The company was founded as George A. Hormel & Company in Austin by George A. Hormel in 1891. It changed its name to Hormel Foods in 1993. The company is listed on the Fortune 500.

George Hormel (born 1860 in Buffalo, New York) worked in a Chicago slaughterhouse before becoming a traveling wool and hide buyer. His travels took him to Austin and he decided to settle there, borrow $500, and open a meat business. Hormel handled the production side of the business and his partner, Albert Friedrich, handled the retail side. The two dissolved their partnership in 1891 so that Hormel could start a complete meat packing operation on his own. He opened George A. Hormel & Co. in the northeast part of Austin in an old creamery building on the Cedar River. To make ends meet in those early days, Hormel continued to trade in hides, eggs, wool, and poultry. Joining George in November 1891 was his youngest brother, Benjamin, age 14. By the end of 1891 Hormel employed six men and had slaughtered and sold 610 head of livestock. By 1893, the increased use of refrigerator cars and greater efficiency had forced smaller businesses to collapse. Two additional Hormel brothers, Herman and John, joined the business that same year, and together they processed 1,532 hogs. The remaining members of the Hormel family moved to Austin in 1895 and joined the growing business. George turned to full-time management in 1899, and focused on increasing production.

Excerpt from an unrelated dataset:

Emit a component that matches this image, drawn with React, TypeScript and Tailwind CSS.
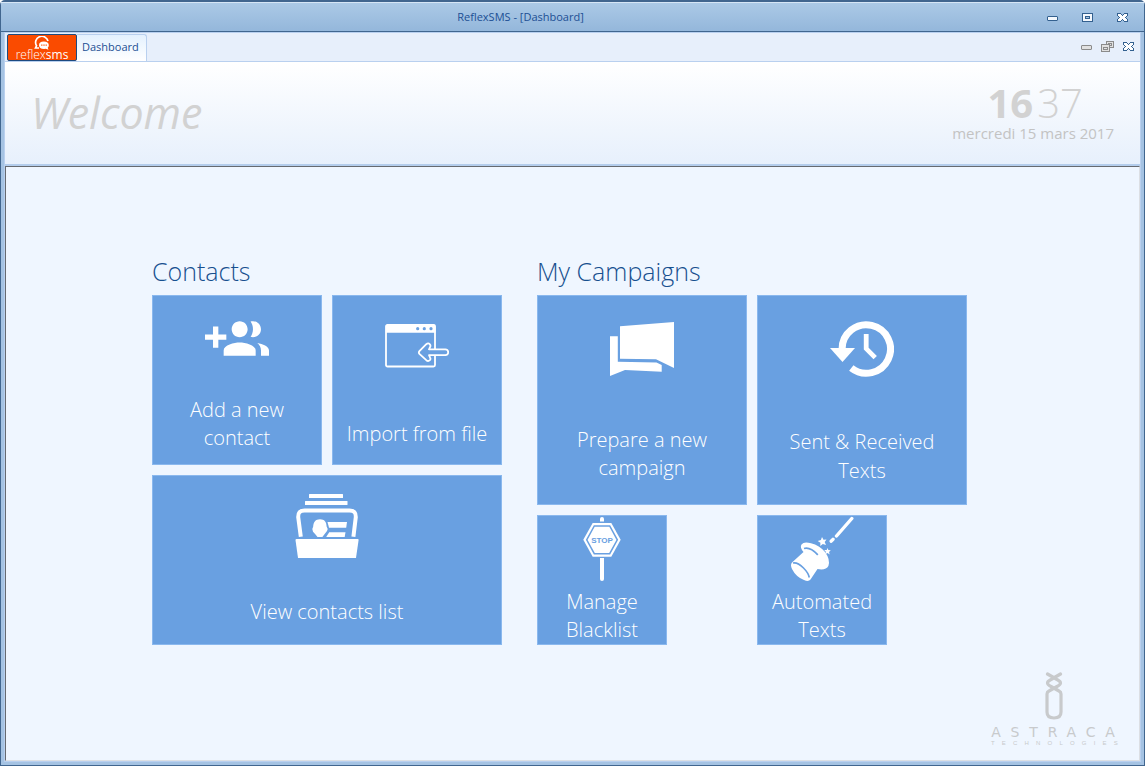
import type { ReactNode } from "react";

type TileProps = {
  label: ReactNode;
  icon: ReactNode;
  className: string;
};

function Tile({ label, icon, className }: TileProps) {
  return (
    <button
      type="button"
      className={`flex flex-col items-center justify-between border border-[#8ab8ee] bg-[#69a0e1] text-center text-[20px] font-light text-white hover:bg-[#5b95da] ${className}`}
    >
      {icon}
      <span>{label}</span>
    </button>
  );
}

function AddGroupIcon() {
  return (
    <svg width="64" height="35" viewBox="0 5 24 13" fill="#fff" aria-hidden="true">
      <path d="M8 10H5V7H3v3H0v2h3v3h2v-3h3v-2zm10 1c1.66 0 2.99-1.34 2.99-3S19.66 5 18 5c-.32 0-.63.05-.91.14.57.81.9 1.79.9 2.86s-.34 2.04-.9 2.86c.28.09.59.14.91.14zm-5 0c1.66 0 2.99-1.34 2.99-3S14.66 5 13 5s-3 1.34-3 3 1.34 3 3 3zm6.62 2.16c.83.73 1.38 1.66 1.38 2.84v2h3v-2c0-1.54-2.37-2.49-4.38-2.84zM13 13c-2 0-6 1-6 3v2h12v-2c0-2-4-3-6-3z" />
    </svg>
  );
}

function ImportIcon() {
  return (
    <svg width="64" height="44" viewBox="0 0 64 44" fill="none" aria-hidden="true">
      <rect x="1" y="1" width="49" height="41.5" rx="1.5" stroke="#fff" strokeWidth="1.8" />
      <path d="M1 2q0-1.5 1.5-1.5h46.5q1.5 0 1.5 1.5v6.7H1z" fill="#fff" />
      <g fill="#69a0e1">
        <circle cx="32.7" cy="4.7" r="1.6" />
        <circle cx="39.3" cy="4.7" r="1.6" />
        <circle cx="46" cy="4.7" r="1.6" />
      </g>
      <path
        d="M34.4 27.2 41.3 20.2Q43.2 18.6 44.9 20.3 46 21.6 45 23.2L44 25.3H60.3Q63.2 25.5 63.2 28.3 63.2 31 60.3 31.2H44L45 33.4Q46 35 44.9 36.2 43.2 37.8 41.3 36.2L34.4 29.8Q33.3 28.5 34.4 27.2Z"
        fill="#69a0e1"
        stroke="#fff"
        strokeWidth="1.8"
        strokeLinejoin="round"
      />
    </svg>
  );
}

function ContactsBoxIcon() {
  return (
    <svg width="64" height="65" viewBox="-1 0 64 65" fill="#fff" aria-hidden="true">
      <rect x="13" y="0" width="34" height="4" rx="0.5" />
      <rect x="9" y="7" width="42.5" height="4" rx="0.5" />
      <path
        d="M4.8 42.8 2.2 23Q1.8 16.5 8.5 16.5H53.5Q60.2 16.5 59.8 23L57.4 42.8"
        fill="none"
        stroke="#fff"
        strokeWidth="4"
      />
      <path d="M-.5 46Q-.5 45 .5 45H61.7Q62.7 45 62.6 46L60 64H2Z" />
      <path d="M24 25.2C28.5 25.2 30.5 28 30.6 32.5Q32.5 35 31 37L27.5 41.5Q27 43 25.5 43H21.5L19.5 40.5 17 37.7Q15.5 35 17.2 32.5C17.5 28 19.5 25.2 24 25.2Z" />
      <path d="M31.5 28H51L50.2 33.8H33Z" />
      <path d="M33.2 38.2H49.5L48.7 43H30.2Z" />
    </svg>
  );
}

function BannersIcon() {
  return (
    <svg width="64" height="54" viewBox="0 0 64 54" fill="#fff" aria-hidden="true">
      <path d="M10 4.3 64 0V46L46 37.3 10 36.8Z" />
      <path d="M0 14.3H7.8V39.8L46.5 40.5 51.7 43V49.7L15 48 0 54Z" />
    </svg>
  );
}

function HistoryIcon() {
  return (
    <svg width="64" height="56" viewBox="0 0 64 56" fill="none" aria-hidden="true">
      <path d="M12.1 28A24.2 24.2 0 1 1 21.3 47" stroke="#fff" strokeWidth="7" />
      <path d="M36.2 13V27.6L45.2 36.6" stroke="#fff" strokeWidth="4.8" />
      <path d="M0 27H25L12.5 41Z" fill="#fff" />
    </svg>
  );
}

function StopIcon() {
  return (
    <svg width="38" height="64" viewBox="0 0 38 64" aria-hidden="true">
      <path d="M17 4.5V2q0-2 2-2t2 2v2.5z" fill="#fff" />
      <path d="M17 41H21V62q0 2-2 2t-2-2z" fill="#fff" />
      <path d="M.3 22.8 9.7 6H28.3L37.7 22.8 28.3 39.7H9.7Z" fill="#fff" />
      <path
        d="M3.7 22.8 11.3 9H26.7L34.3 22.8 26.7 36.7H11.3Z"
        fill="#fff"
        stroke="#69a0e1"
        strokeWidth="1.5"
      />
      <text
        x="19"
        y="26"
        textAnchor="middle"
        fill="#69a0e1"
        className="font-['Liberation_Sans',sans-serif] text-[8px] font-bold"
      >
        STOP
      </text>
    </svg>
  );
}

function MagicHatIcon() {
  return (
    <svg width="64" height="66" viewBox="0 0 64 66" aria-hidden="true">
      <path d="M46.5 20 61.8 2.5M41.2 25.2 43 23.3" stroke="#fff" strokeWidth="3.4" strokeLinecap="round" />
      <path
        d="M13.5 36Q9.5 31 11.5 28.4 14 25.2 21 27.3 29.5 29.5 35 36 40.5 43.5 38.4 50 36 54.5 27.5 53L20.5 63.5Q18.5 66 14 64 6 61 2 53 0 48.5 2 46.5Z"
        fill="#fff"
      />
      <path d="M14 32.5Q20 30.5 27.8 38.8" fill="none" stroke="#69a0e1" strokeWidth="1.8" />
      <path d="M3 47Q7.5 46 13.5 52 18.5 57 19.3 61.5" fill="none" stroke="#69a0e1" strokeWidth="1.6" />
      <path d="m32 21 1.5 2.7 3-.2-1.8 2.5 1.3 3-3.2-1-2.5 2 .1-3.3-2.7-1.7 3.2-.9z" fill="#fff" />
      <path d="m37.5 32 .9 2 2.4.2-1.8 1.7.7 2.5-2.2-1.3-2.2 1.2.6-2.5-1.7-1.7 2.500-.2z" fill="#fff" />
    </svg>
  );
}

function ReflexLogo() {
  return (
    <a
      href="#home"
      aria-label="reflexsms"
      className="flex w-[70px] flex-col items-center justify-end rounded-[2px] border border-[#1d4a80] bg-[#fa4b00] text-white"
    >
      <svg width="16" height="14" viewBox="0 0 16 14" fill="none" aria-hidden="true">
        <path d="M5 12H1.5L2.5 9.8A6.3 6.3 0 1 1 14 5" stroke="#fff" strokeWidth="1.7" />
        <path d="M5 9.2Q5 5.6 9.8 5.6T14.8 9.2Q14.8 11 13.7 11.7L14.5 13.8 11.8 12.8Q5 13.5 5 9.2Z" fill="#fff" />
        <path d="M7.2 9.2h1.2m1 0h1.2m1 0h1.2" stroke="#fa4b00" strokeWidth="1.2" />
      </svg>
      <span className="text-[12px] font-light leading-[10px]">
        reflex<span className="font-normal">sms</span>
      </span>
    </a>
  );
}

function AstracaLogo() {
  return (
    <div className="flex flex-col items-center text-[#c8cacc]">
      <svg width="18" height="48" viewBox="0 0 18 48" fill="none" stroke="currentColor" aria-hidden="true">
        <path
          d="M2.5 2 12 7.5Q19 11 12 14.5L4 19Q2 20 2 22V40Q2 46 9 46T16 40V22Q16 20 14 19L6 14.5Q-1 11 6 7.5L15.5 2"
          strokeWidth="3.2"
          strokeLinecap="round"
          strokeLinejoin="round"
        />
      </svg>
      <span className="mt-1 pl-2 font-['DejaVu_Sans',sans-serif] text-[14px] leading-4 tracking-[0.7em]">
        ASTRACA
      </span>
      <span className="pl-2 font-['Liberation_Sans',sans-serif] text-[6px] leading-[6px] tracking-[1.2em]">
        TECHNOLOGIES
      </span>
    </div>
  );
}

function MinimizeIcon({ stroke, fill }: { stroke: string; fill: string }) {
  return (
    <svg width="11" height="11" viewBox="0 0 11 11" aria-hidden="true">
      <rect x=".5" y="4.5" width="10" height="4" rx=".5" fill={fill} stroke={stroke} />
    </svg>
  );
}

function MaximizeIcon() {
  return (
    <svg width="11" height="9" viewBox="0 0 11 9" aria-hidden="true">
      <rect x=".5" y=".5" width="10" height="8" fill="#f4f8fd" stroke="#33608f" />
      <rect x="3.5" y="3.5" width="4" height="2" fill="#a5c3e2" stroke="#33608f" />
    </svg>
  );
}

function RestoreIcon() {
  return (
    <svg width="13" height="11" viewBox="0 0 13 11" fill="#e1e1e1" stroke="#8b8b8b" aria-hidden="true">
      <rect x="5.5" y=".5" width="7" height="6" />
      <rect x="7.5" y="2.5" width="3" height="2" />
      <rect x=".5" y="3.5" width="8" height="7" />
      <rect x="2.5" y="6.5" width="4" height="2" />
    </svg>
  );
}

function CloseIcon() {
  return (
    <svg width="11" height="9" viewBox="0 0 11 9" shapeRendering="crispEdges" aria-hidden="true">
      <path
        d="M.5.5H3.5L5.5 2.5 7.5.5H10.5V2.5L8.5 4.5 10.5 6.5V8.5H7.5L5.5 6.5 3.5 8.5H.5V6.5L2.5 4.5.5 2.5Z"
        fill="#fff"
        stroke="#33608f"
      />
    </svg>
  );
}

export default function App() {
  return (
    <div className="flex min-h-screen flex-col rounded-t-[5px] border border-t-2 border-[#41668f] bg-[#a5c3e3] font-['Open_Sans','Noto_Sans',sans-serif]">
      <header className="grid h-[30px] grid-cols-[1fr_auto_1fr] items-center border-b border-t border-b-[#41668f] border-t-[#d6e6f6] bg-linear-to-b from-[#abc9e6] to-[#94b7db] text-[#1c4f94]">
        <h1 className="col-start-2 pr-26 text-[11px] leading-4">ReflexSMS - [Dashboard]</h1>
        <div className="flex items-center justify-end gap-6 pr-4">
          <button type="button" aria-label="Minimize window" className="flex">
            <MinimizeIcon stroke="#33608f" fill="#f4f8fd" />
          </button>
          <button type="button" aria-label="Maximize window" className="flex">
            <MaximizeIcon />
          </button>
          <button type="button" aria-label="Close window" className="flex">
            <CloseIcon />
          </button>
        </div>
      </header>

      <div className="mx-[3px] mb-[3px] flex flex-1 flex-col border border-[#b9d0ef] bg-[#eff6ff]">
        <nav className="flex h-[29px] items-end justify-between border-b border-[#b9d0ef] bg-[#e7effb] pl-0.5">
          <div className="flex h-[27px]">
            <ReflexLogo />
            <a
              href="#dashboard"
              aria-current="page"
              className="rounded-tr-[3px] border-r border-t border-[#b9d0ef] bg-linear-to-b from-[#e4f1fe] to-white px-[5px] pr-[7px] text-[11px] leading-[24px] text-[#1c4f94]"
            >
              Dashboard
            </a>
          </div>
          <div className="flex h-full items-center gap-[9px] pb-0.5 pr-1.5">
            <button type="button" aria-label="Minimize tab" className="flex">
              <MinimizeIcon stroke="#8b8b8b" fill="#e1e1e1" />
            </button>
            <button type="button" aria-label="Restore tab" className="flex">
              <RestoreIcon />
            </button>
            <button type="button" aria-label="Close tab" className="flex">
              <CloseIcon />
            </button>
          </div>
        </nav>

        <section className="flex h-[104px] items-center justify-between border-b-2 border-[#b4cdec] bg-linear-to-b from-white to-[#e7f0fc] px-[26px] text-[#d2d2d2]">
          <h2 className="text-[43px] italic leading-[56px]">Welcome</h2>
          <div className="flex flex-col items-center">
            <p className="flex gap-1 pl-1 text-[40px] leading-[40px]">
              <span className="font-bold">16</span>
              <span className="font-light">37</span>
            </p>
            <p className="text-[15px] leading-5 text-[#c3c3c3]">mercredi 15 mars 2017</p>
          </div>
        </section>

        <main className="flex flex-1 flex-col border border-b-[#dcdfe4] border-l-[#666a70] border-r-[#dcdfe4] border-t-[#666a70]">
          <div className="flex flex-1 justify-center gap-[35px] pr-[26px] pt-[85px]">
            <section>
              <h3 className="text-[25px] font-light leading-[38px] text-[#17508f]">Contacts</h3>
              <div className="mt-[5px] grid grid-cols-[170px_170px] gap-2.5">
                <Tile
                  label={<>Add a new<br />contact</>}
                  icon={<AddGroupIcon />}
                  className="h-[170px] pb-3 pt-[25px] leading-[28px]"
                />
                <Tile
                  label="Import from file"
                  icon={<ImportIcon />}
                  className="h-[170px] pb-4 pt-7 leading-[28px]"
                />
                <Tile
                  label="View contacts list"
                  icon={<ContactsBoxIcon />}
                  className="col-span-2 h-[170px] pb-[18px] pt-[18px] leading-[28px]"
                />
              </div>
            </section>
            <section>
              <h3 className="text-[25px] font-light leading-[38px] text-[#17508f]">My Campaigns</h3>
              <div className="mt-[5px] grid grid-cols-[210px_210px] gap-2.5">
                <Tile
                  label={<>Prepare a new<br />campaign</>}
                  icon={<BannersIcon />}
                  className="h-[210px] pb-[22px] pt-[26px] leading-[28px]"
                />
                <Tile
                  label={<>Sent &amp; Received<br />Texts</>}
                  icon={<HistoryIcon />}
                  className="h-[210px] pb-[19px] pt-[25px] leading-[29px]"
                />
                <Tile
                  label={<>Manage<br />Blacklist</>}
                  icon={<StopIcon />}
                  className="h-[130px] w-[130px] pt-px leading-[28px]"
                />
                <Tile
                  label={<>Automated<br />Texts</>}
                  icon={<MagicHatIcon />}
                  className="h-[130px] w-[130px] leading-[28px]"
                />
              </div>
            </section>
          </div>
          <footer className="flex justify-end pb-3.5 pr-3.5">
            <AstracaLogo />
          </footer>
        </main>
      </div>
    </div>
  );
}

In 1921, when Jay Hormel returned from service in WWI, he uncovered that assistant controller Cy Thomson had embezzled $1,187,000 from the company over the previous ten years. The embezzlement scandal provided George Hormel with additional incentive to fortify his company. He did so by arranging for more reliable capital management, by dismissing unproductive employees, and by continuing to develop new products. 


According to its label, Spam's basic ingredients are pork, with ham meat added, salt, water, modified potato starch as a binder, sugar, and sodium nitrite as a preservative. Natural gelatin is formed during cooking in its tins on the production line. Many have raised concerns over Spam's nutritional attributes, in large part due to its high content of fat, sodium, and preservatives.

When America entered World War II, SPAM® luncheon meat was called into action overseas. With Allied forces fighting to liberate Europe, Hormel provided 15 million cans of luncheon meat to troops every week. SPAM® luncheon meat became an essential item in soldiers’ diets, often serving as the last line of defense between battle-weary soldiers and starvation. Following the war, world leaders the likes of Dwight Eisenhower, Margaret Thatcher and Nikita Khrushchev all credited SPAM® luncheon meat for its role in the Allied victory.










In the United States in the aftermath of World War II, a troupe of former servicewomen was assembled by Hormel Foods to promote Spam from coast to coast. The group was known as the Hormel Girls and associated the food with being patriotic. In 1948, two years after its formation, the troupe had grown to 60 women with 16 forming an orchestra. The show went on to become a radio program where the main selling point was Spam. The Hormel Girls were disbanded in 1953.



Spam is especially popular in the state of Hawaii, where residents have the highest per capita consumption in the United States. Its perception there is very different from on the mainland.

A popular native sushi dish in Hawaii is Spam musubi, where cooked Spam is placed atop rice and wrapped in a band of nori, a form of onigiri. Varieties of Spam are found in Hawaii that are unavailable in other markets, including Honey Spam, Spam with Bacon, and Hot and Spicy Spam.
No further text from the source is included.